Sammy is a popular humour Belgian comics series. It first started in 1970 in the weekly comic Spirou magazine, it has been published in book form, and even been the subject of several omnibus editions by Dupuis. Raoul Cauvin wrote the series while artist Berck (aka Arthur Berckmans) drew the first thirty or so adventures before being succeeded by Jean-Pol (aka Jean-Pol Van Den Broeck).
Set mainly in 1920s Chicago, the series centres on freelance bodyguards Jack Attaway and his sidekick Sammy Day. Their assignments have them protecting people from all walks of life, from young children to celebrities, fighting gangsters both at home and abroad and even facing elements of fantasy and science-fiction. The real-life gangster Al Capone and his sworn enemy Eliot Ness of the "Untouchables" are also regular characters. Although occasionally violent, the emphasis of the series is on humour.
The 40th book in the series was published in 2009 and it was announced that it would be Sammy's final adventure.

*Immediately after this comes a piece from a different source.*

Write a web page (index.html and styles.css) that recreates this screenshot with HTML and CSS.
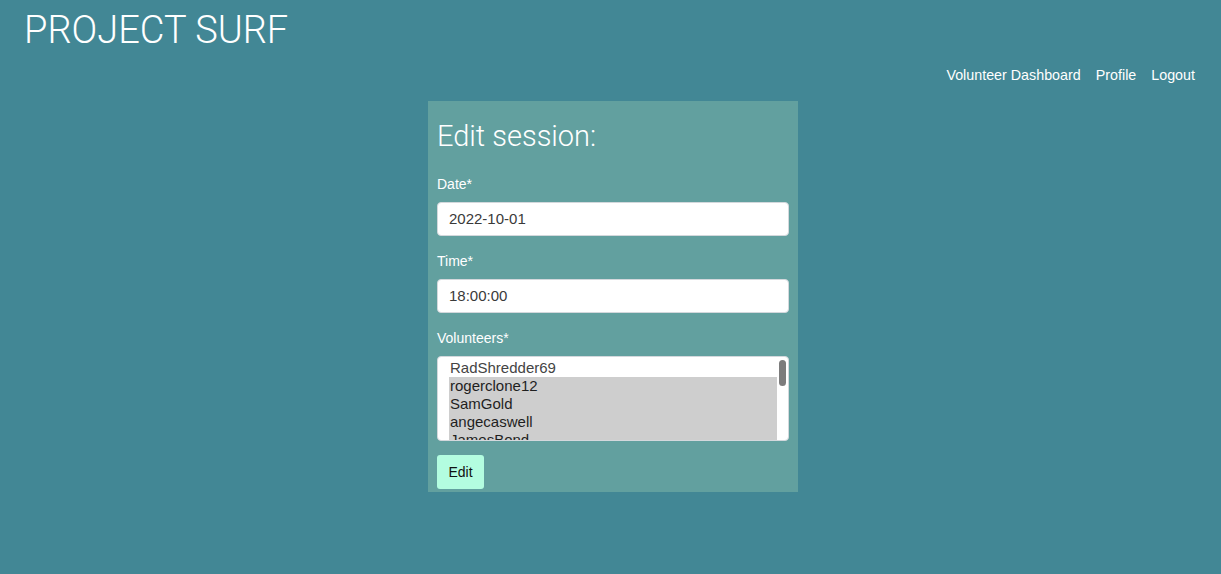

The series is based in 1920s Chicago at the height of Prohibition. Jack Attaway runs a bodyguard agency with his sidekick Sammy Day and their adventures take them all over the world. Although their main (and rarely lucrative) activity is protecting people, the pair have occasionally worked with the police.
Jack calls Sammy "p'tit" ("kid"), while Sammy addresses him as "patron" ("boss"), but they are close friends who stick by each other through thick and thin.
Their clients have varied from the average to the bizarre: ordinary people threatened by gangsters, movie stars, eccentric millionaires, mad scientists and even a 200-year-old skeleton back from the dead. Also requesting their help are actual crooks and gangsters like Al Capone or law-enforcers like Eliot Ness.